Conversations about sex abound, yet conversations about communication and sex are not always on the table, or laid out plainly on the bed.
Images depicting any part of human anatomy— male or female— can be found in a quick search online; music insinuates sexual encounters almost every time we turn on the radio; products are bought, sold and traded with the promise of the experience; sex is used as a tactic to both scare and entertain; it even instructs young boys and girls on how they should behave.
Sex is clearly part of our mainstream culture. Yet, when it comes to having real conversations with our partners about what it is we want, how we want it, when we want it, and simply the word “sex”— the conversation suddenly becomes taboo. If we can view and value sex as a commodity, why does our current culture find the word ugly and the speaker a miscreant when we try to use it where it actually matters— with the one we are having sex with?

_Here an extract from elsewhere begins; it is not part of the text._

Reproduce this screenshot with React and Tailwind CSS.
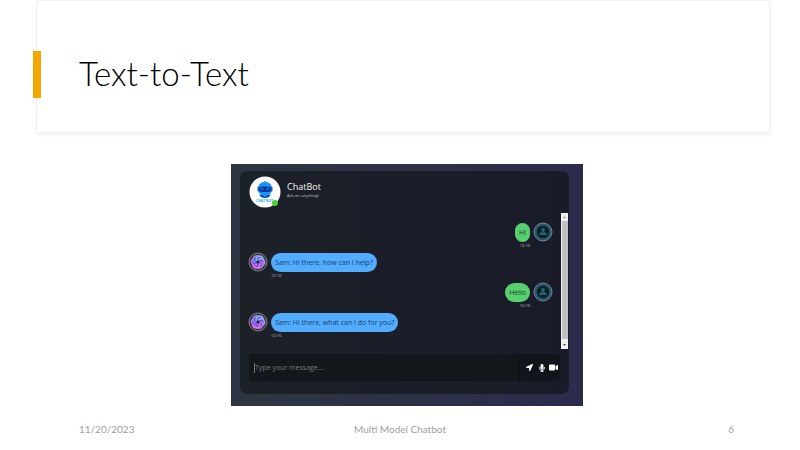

There is a split dichotomy that exists surrounding intercourse- it is commonplace in our cultural awareness but not candidly drawn upon when it refers to the sex we are actually having. Because it is such a prevalent image in our society, there is a performance pressure that exists when it comes to the bed. When women believe they should perform, look and feel like porn stars and men feel like they should be so well endowed that inhuman proportions should be reached, it can become challenging to feel like you’re measuring up in the bedroom and want to shut the lights off.
Communication can help in realizing expectations and having an open and relaxed approach to the experience with your partner. When it comes to what we really want and desire, everyone has their own ideas of foreplay and intimacy. A stranger on television is there for the show and, thankfully, every person feels different sensations. Focus on yours.
Communication is not only an integral aspect in pleasing your partner and receiving the pleasure that you desire, but is also very important in having healthy and safe sex. A major flaw in the so-called “sexual education” many of us received in school was the lack of communication where abstinence was preached, but the reality was shunned. If sex is going to happen, make sure you’re prepared, safe and you know what you’re getting into— or what’s getting into you.
So, why the struggle?
Is it just too hard to comprehend and talk about in a succinct conversation? Is it because the topic is socially subversive? Does it make us feel unclean? Have we been taught to sweep the conversation under the bed for so long that we’ve allowed culture to consume us with its ideas of sex but not allow ourselves to have our own ideas?
We don’t want to offend, scare, or intimidate our partners. Perhaps we reflect our own insecurities onto them to make them feel better because we don't want them pointing out our downfalls? We don’t want to seem too inexperienced, too experienced, or just too naive to the whole thing. Yep, it can be embarrassing and there can also be the fear of rejection.
But, the thing is— talking about sex is great for your sex life— both in safety and in satisfaction.
Take the first step and let your partner know what it is you want or what may be lurking underneath that will help you keep the lights on so you both can have more fun.
So, how do we talk about it? Here are a few ideas:
Get Handsy: Nonverbal communication can be effective and less threatening. Let your hands do the talking by guiding your partner’s. Don’t ask if your partner has reached climax yet— this adds unnecessary pressure. Let your partner know— either by making noise to show your excitement or by flat out saying that you like what’s going on. Let them know what you want and what feels good— truly good and not just to boost their confidence. Remember that it’s okay to say “no” and that you’re not too keen on whatever’s going on. But, more than anything, be honest. If you like it, let your partner know. If you don’t, let your partner know.
And remember: Talking about sex is good for sex.